Among the changes Baker announced is an increase to the dollar amount for contracts at which subcontractors can participate without meeting state certification and bonding requirements. Currently, minority- and women-owned businesses are required to have Minority and Women Business Enterprise certification and bonding in order to participate in subcontracts of over $25,000. Baker’s proposed requirements would increase that dollar amount to $50,000 for projects of over $1 million.

Baker said the relaxed rules will help smaller contractors scale up their businesses to the point where they’re able to better compete for large state contracts.

Baker is also seeking a change that would extend minority- and women-owned business goals to sub-bids — bid submissions filed by subcontractors. Currently, 50% of state contract work is contracted out as sub-bids.

“These sub-bids are not subject to minority business enterprise or women business enterprise participation goals,” Baker said. “This legislation would allow [the Division of Capital Asset Management and Maintenance] to set minority- and women-owned business participation goals with this particular subcontracted work on projects of over $5 million. That opens a very big door that’s been closed for a very long time.”

Another change the Baker administration is seeking is to set minority-owned businesses participation goals that are distinct from women-owned business participation goals. Currently, both goals are combined into one figure. Participation goals for both will be increased from the current 10.4% combined goal to 4.2% for minority-owned businesses and 8.8% for women-owned businesses.

In addition, the proposed changes will allow project-specific participation goals, Baker said.

“This will enable goals for an individual project to be specifically tailored and customized to accurately reflect the availability of contractors in a local area,” he said.

A WGBH investigation that aired in January found that minority participation in state contracts dropped by 24% between 1998 and 2018. The decline amounts to $135 million in inflation-adjusted dollars, according to the WGBH report.

The state’s Division of Capital Asset Management and Maintenance (DCAMM) commissioned a study released in 2018 that found that just 1% of state spending on construction and maintenance projects went to minority-owned firms.

Baker was joined at the press conference by officials from his administration, along with state Rep. Russell Holmes and Gregory Minott, co-founder of the architectural and real estate development firm DREAM Collaborative.

Holmes noted that he and other members of the Massachusetts Black and Latino Legislative Caucus worked on the changes with Baker. He praised Baker for his commitment to making state contracts more inclusive.

“This has to be intentional,” he said. “We don’t do this accidentally and become successful,” he said.

Baker noted that the original legislation authorizing minority and women-owned business participation goals was filed more 40 years ago.

“Altogether, this proposal is the most comprehensive construction reform to directly benefit minority- and women-owned businesses in decades,” he said. “These are all substantive improvements that will further our commitment to ensuring that the commonwealth benefits from the diversity in its business community.”

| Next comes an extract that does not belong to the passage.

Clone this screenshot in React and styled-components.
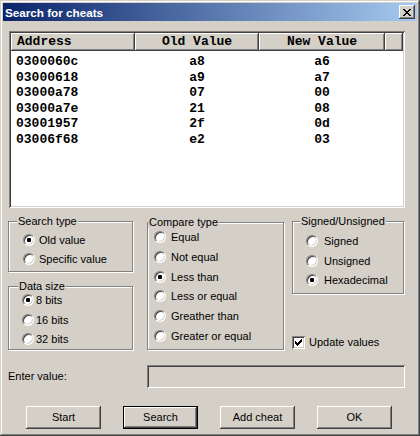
import React from "react";
import styled, { createGlobalStyle } from "styled-components";

const GlobalStyle = createGlobalStyle`
  html, body {
    margin: 0;
    padding: 0;
    background: #d4d0c8;
  }
  body {
    font-family: "Liberation Sans", Arial, sans-serif;
    font-size: 11px;
    color: #000;
  }
`;

const Window = styled.div`
  width: 420px;
  height: 436px;
  box-sizing: border-box;
  padding: 3px;
  background: #d4d0c8;
  box-shadow: inset -1px -1px #404040, inset 1px 1px #d4d0c8,
    inset -2px -2px #808080, inset 2px 2px #fff;
  display: flex;
  flex-direction: column;
`;

const TitleBar = styled.div`
  height: 18px;
  flex: none;
  display: flex;
  align-items: center;
  justify-content: space-between;
  padding: 0 2px;
  background: linear-gradient(to right, #0a246a, #a6caf0);
  color: #fff;
  font-weight: bold;
  font-size: 11.7px;
`;

const CloseButton = styled.div`
  width: 16px;
  height: 14px;
  box-sizing: border-box;
  background: #d4d0c8;
  box-shadow: inset -1px -1px #404040, inset 1px 1px #fff,
    inset -2px -2px #808080;
  display: flex;
  align-items: center;
  justify-content: center;
  padding-right: 1px;
`;

const Body = styled.div`
  display: flex;
  flex-direction: column;
  padding: 0 12px 0 5px;
`;

const ListBox = styled.div`
  margin: 10px 0 0 1px;
  height: 177px;
  box-sizing: border-box;
  padding: 2px;
  background: #fff;
  box-shadow: inset 1px 1px #808080, inset -1px -1px #fff,
    inset 2px 2px #404040, inset -2px -2px #d4d0c8;
  font-family: "Liberation Mono", "DejaVu Sans Mono", monospace;
  font-weight: bold;
  font-size: 13px;
`;

const Columns = styled.div`
  display: grid;
  grid-template-columns: 124px 124px 126px 1fr;
`;

const Header = styled(Columns)`
  height: 18px;
`;

const HeaderCell = styled.div`
  background: #d4d0c8;
  box-shadow: inset -1px -1px #404040, inset 1px 1px #fff,
    inset -2px -2px #808080;
  display: flex;
  align-items: center;
  justify-content: ${(p) => (p.$left ? "flex-start" : "center")};
  padding-left: ${(p) => (p.$left ? "6px" : "0")};
  padding-bottom: 1px;
`;

const Rows = styled.div`
  padding-top: 3px;
`;

const Row = styled(Columns)`
  height: 15.6px;
  line-height: 15.6px;
`;

const Cell = styled.div`
  text-align: ${(p) => (p.$left ? "left" : "center")};
  padding-left: ${(p) => (p.$left ? "5px" : "0")};
`;

const Lower = styled.div`
  display: flex;
  align-items: flex-start;
  margin-top: 7px;
  height: 135px;
`;

const Column = styled.div`
  display: flex;
  flex-direction: column;
  width: ${(p) => p.$w}px;
  margin-left: ${(p) => p.$ml || 0}px;
  height: 135px;
  gap: 8px;
`;

const GroupBox = styled.fieldset`
  margin: ${(p) => p.$mt || 0}px 0 0 0;
  padding: ${(p) => p.$pt}px 0 0 0;
  min-width: 0;
  width: calc(100% - 1px);
  height: ${(p) => p.$h}px;
  box-sizing: border-box;
  border: 1px solid #808080;
  box-shadow: inset 1px 1px #fff, 1px 1px #fff;
  display: flex;
  flex-direction: column;
  gap: ${(p) => p.$gap}px;
`;

const Legend = styled.legend`
  margin-left: ${(p) => p.$ml}px;
  padding: 0 1px;
  line-height: 12px;
  font-size: 11px;
  background: #d4d0c8;
`;

const OptionRow = styled.label`
  display: flex;
  align-items: center;
  height: 16px;
  padding-left: ${(p) => p.$indent}px;
  gap: ${(p) => p.$gap}px;
  white-space: nowrap;
`;

const Radio = styled.span`
  position: relative;
  flex: none;
  width: 12px;
  height: 12px;
  box-sizing: border-box;
  border-radius: 50%;
  background: #fff;
  border: 1px solid;
  border-color: #808080 #fff #fff #808080;
  box-shadow: inset 1px 1px #404040, inset -1px -1px #d4d0c8;

  &::after {
    content: "";
    display: ${(p) => (p.$checked ? "block" : "none")};
    position: absolute;
    left: 3px;
    top: 3px;
    width: 4px;
    height: 4px;
    border-radius: 1px;
    background: #000;
  }
`;

const CheckRow = styled(OptionRow)`
  margin-top: auto;
`;

const CheckBox = styled.span`
  flex: none;
  width: 13px;
  height: 13px;
  box-sizing: border-box;
  background: #fff;
  box-shadow: inset 1px 1px #808080, inset -1px -1px #fff,
    inset 2px 2px #404040, inset -2px -2px #d4d0c8;
  display: flex;
  align-items: center;
  justify-content: center;
`;

const EnterRow = styled.div`
  display: flex;
  align-items: center;
  margin-top: 15px;
  height: 23px;
`;

const Label = styled.span`
  width: 139px;
  padding-bottom: 1px;
`;

const ValueInput = styled.div`
  width: 258px;
  height: 23px;
  box-sizing: border-box;
  background: #d4d0c8;
  box-shadow: inset 1px 1px #808080, inset -1px -1px #fff,
    inset 2px 2px #404040, inset -2px -2px #d4d0c8;
`;

const ButtonRow = styled.div`
  display: flex;
  gap: 22px;
  margin-top: 18px;
  padding-left: 18px;
`;

const Button = styled.button`
  width: 75px;
  height: 23px;
  box-sizing: border-box;
  margin: 0;
  padding: 0 0 1px;
  background: #d4d0c8;
  border: ${(p) => (p.$default ? "1px solid #000" : "none")};
  box-shadow: inset -1px -1px #404040, inset 1px 1px #fff,
    inset -2px -2px #808080;
  font-family: "Liberation Sans", Arial, sans-serif;
  font-size: 11px;
  color: #000;
`;

const PixelIcon = ({ rows, color = "#000" }) => (
  <svg
    width={rows[0].length}
    height={rows.length}
    viewBox={`0 0 ${rows[0].length} ${rows.length}`}
    shapeRendering="crispEdges"
  >
    {rows.map((r, y) =>
      r.split("").map((c, x) =>
        c === "x" ? <rect key={`${x}-${y}`} x={x} y={y} width="1" height="1" fill={color} /> : null
      )
    )}
  </svg>
);

const closeGlyph = [
  "xx....xx",
  ".xx..xx.",
  "..xxxx..",
  "...xx...",
  "..xxxx..",
  ".xx..xx.",
  "xx....xx",
];

const checkGlyph = [
  "......x",
  ".....xx",
  "x...xxx",
  "xx.xxx.",
  "xxxxx..",
  ".xxx...",
  "..x....",
];

const results = [
  ["0300060c", "a8", "a6"],
  ["03000618", "a9", "a7"],
  ["03000a78", "07", "00"],
  ["03000a7e", "21", "08"],
  ["03001957", "2f", "0d"],
  ["03006f68", "e2", "03"],
];

const Option = ({ label, checked, indent, gap }) => (
  <OptionRow $indent={indent} $gap={gap}>
    <Radio $checked={checked} />
    {label}
  </OptionRow>
);

export default function App() {
  return (
    <>
      <GlobalStyle />
      <Window>
        <TitleBar>
          <span>Search for cheats</span>
          <CloseButton>
            <PixelIcon rows={closeGlyph} />
          </CloseButton>
        </TitleBar>
        <Body>
          <ListBox>
            <Header>
              <HeaderCell $left>Address</HeaderCell>
              <HeaderCell>Old Value</HeaderCell>
              <HeaderCell>New Value</HeaderCell>
              <HeaderCell />
            </Header>
            <Rows>
              {results.map(([addr, oldV, newV]) => (
                <Row key={addr}>
                  <Cell $left>{addr}</Cell>
                  <Cell>{oldV}</Cell>
                  <Cell>{newV}</Cell>
                  <Cell />
                </Row>
              ))}
            </Rows>
          </ListBox>

          <Lower>
            <Column $w={126}>
              <GroupBox $h={57} $pt={5} $gap={3}>
                <Legend $ml={8}>Search type</Legend>
                <Option label="Old value" checked indent={14} gap={4} />
                <Option label="Specific value" indent={14} gap={4} />
              </GroupBox>
              <GroupBox $h={70} $pt={0} $gap={3.5}>
                <Legend $ml={9}>Data size</Legend>
                <Option label="8 bits" checked indent={13} gap={2} />
                <Option label="16 bits" indent={13} gap={2} />
                <Option label="32 bits" indent={13} gap={2} />
              </GroupBox>
            </Column>

            <Column $w={138} $ml={13}>
              <GroupBox $h={134} $mt={1} $pt={1} $gap={3.8}>
                <Legend $ml={0}>Compare type</Legend>
                <Option label="Equal" indent={6} gap={5} />
                <Option label="Not equal" indent={6} gap={5} />
                <Option label="Less than" checked indent={6} gap={5} />
                <Option label="Less or equal" indent={6} gap={5} />
                <Option label="Greather than" indent={6} gap={5} />
                <Option label="Greater or equal" indent={6} gap={5} />
              </GroupBox>
            </Column>

            <Column $w={113} $ml={7}>
              <GroupBox $h={79} $pt={6} $gap={3.5}>
                <Legend $ml={7}>Signed/Unsigned</Legend>
                <Option label="Signed" indent={13} gap={6} />
                <Option label="Unsigned" indent={13} gap={6} />
                <Option label="Hexadecimal" checked indent={13} gap={6} />
              </GroupBox>
              <CheckRow $indent={0} $gap={4}>
                <CheckBox>
                  <PixelIcon rows={checkGlyph} />
                </CheckBox>
                Update values
              </CheckRow>
            </Column>
          </Lower>

          <EnterRow>
            <Label>Enter value:</Label>
            <ValueInput />
          </EnterRow>

          <ButtonRow>
            <Button>Start</Button>
            <Button $default>Search</Button>
            <Button>Add cheat</Button>
            <Button>OK</Button>
          </ButtonRow>
        </Body>
      </Window>
    </>
  );
}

With the exception of the separation of goals for minority business enterprises and women business enterprises, all of the changes will have to go before the Legislature for a vote. Baker said he is confident the legislators will support the changes.

“We’ve had preliminary conversations that would lead me to believe that our chances of getting something like this done in this session are pretty good,” he said. “I do think it’s likely that we’ll get this done. There’s a lot of interest in this.”

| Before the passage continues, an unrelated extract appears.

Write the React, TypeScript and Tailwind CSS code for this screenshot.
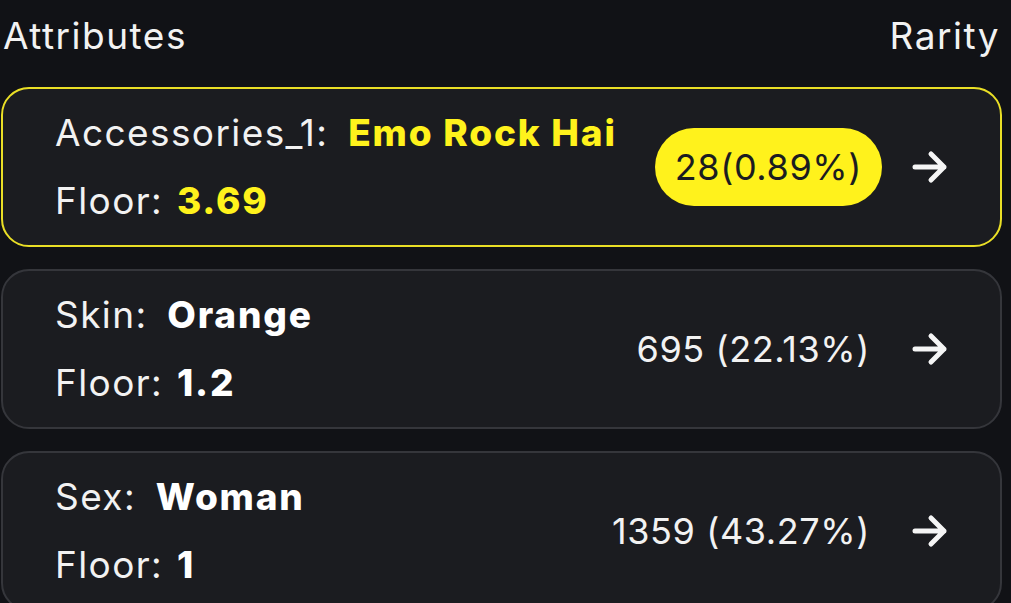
import React from "react";

type Trait = {
  name: string;
  value: string;
  floor: string;
  count: string;
  active?: boolean;
};

const traits: Trait[] = [
  { name: "Accessories_1", value: "Emo Rock Hai", floor: "3.69", count: "28(0.89%)", active: true },
  { name: "Skin", value: "Orange", floor: "1.2", count: "695 (22.13%)" },
  { name: "Sex", value: "Woman", floor: "1", count: "1359 (43.27%)" },
];

const Arrow = () => (
  <svg width="36" height="34" viewBox="0 0 36 34" fill="none" aria-hidden="true">
    <path
      d="M3 17H32M19 4L32 17L19 30"
      stroke="#f5f5f5"
      strokeWidth="5"
      strokeLinecap="round"
      strokeLinejoin="round"
    />
  </svg>
);

const TraitCard = ({ t }: { t: Trait }) => {
  const valueColor = t.active ? "text-[#fff21c]" : "text-white";
  return (
    <div
      className={
        t.active
          ? "flex h-[160px] shrink-0 items-center justify-between rounded-[28px] border-2 border-[#eadf26] bg-[#1b1c20] pl-[52px] pr-[52px]"
          : "flex h-[160px] shrink-0 items-center justify-between rounded-[28px] border-2 border-[#35363b] bg-[#1b1c20] pl-[52px] pr-[52px]"
      }
    >
      <div className="flex flex-col text-[37px] leading-[68px] tracking-[1.4px] text-[#f2f2f2]">
        <div className="whitespace-nowrap">
          {t.name}:{" "}
          <span className={`ml-[8px] font-extrabold tracking-[1.8px] ${valueColor}`}>{t.value}</span>
        </div>
        <div className="whitespace-nowrap">
          Floor:{" "}
          <span className={`ml-[2px] font-extrabold tracking-[1.8px] ${valueColor}`}>{t.floor}</span>
        </div>
      </div>
      <div className="flex items-center gap-[30px]">
        {t.active ? (
          <div className="flex h-[78px] items-center rounded-full bg-[#fff21c] px-[20px] text-[36px] tracking-[0.6px] text-[#1b1c20]">
            {t.count}
          </div>
        ) : (
          <div className="flex h-[78px] items-center px-[12px] text-[36px] tracking-[0.6px] text-[#f2f2f2]">
            {t.count}
          </div>
        )}
        <Arrow />
      </div>
    </div>
  );
};

export default function App() {
  return (
    <div
      className="h-[603px] w-full overflow-hidden bg-[#111216] pl-[1px] pr-[9px]"
      style={{ fontFamily: "Inter, 'Noto Sans', sans-serif" }}
    >
      <div className="flex h-[72px] items-center justify-between px-[2px] text-[37px] tracking-[1.5px] text-[#f2f2f2]">
        <span>Attributes</span>
        <span>Rarity</span>
      </div>
      <div className="flex flex-col gap-[22px] pt-[15px]">
        {traits.map((t) => (
          <TraitCard key={t.name} t={t} />
        ))}
      </div>
    </div>
  );
}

First Suffolk District Sen. Nick Collins, who has championed minority- and women-owned business participation goals in state construction projects in the Seaport District, said Baker’s legislation could lead to meaningful change.

“We have a partner in the governor, who is working closely with the Black and Latino Caucus,” he said. “We’re getting feedback from the community. People are hungry to do business with the state. We have a response to that today.”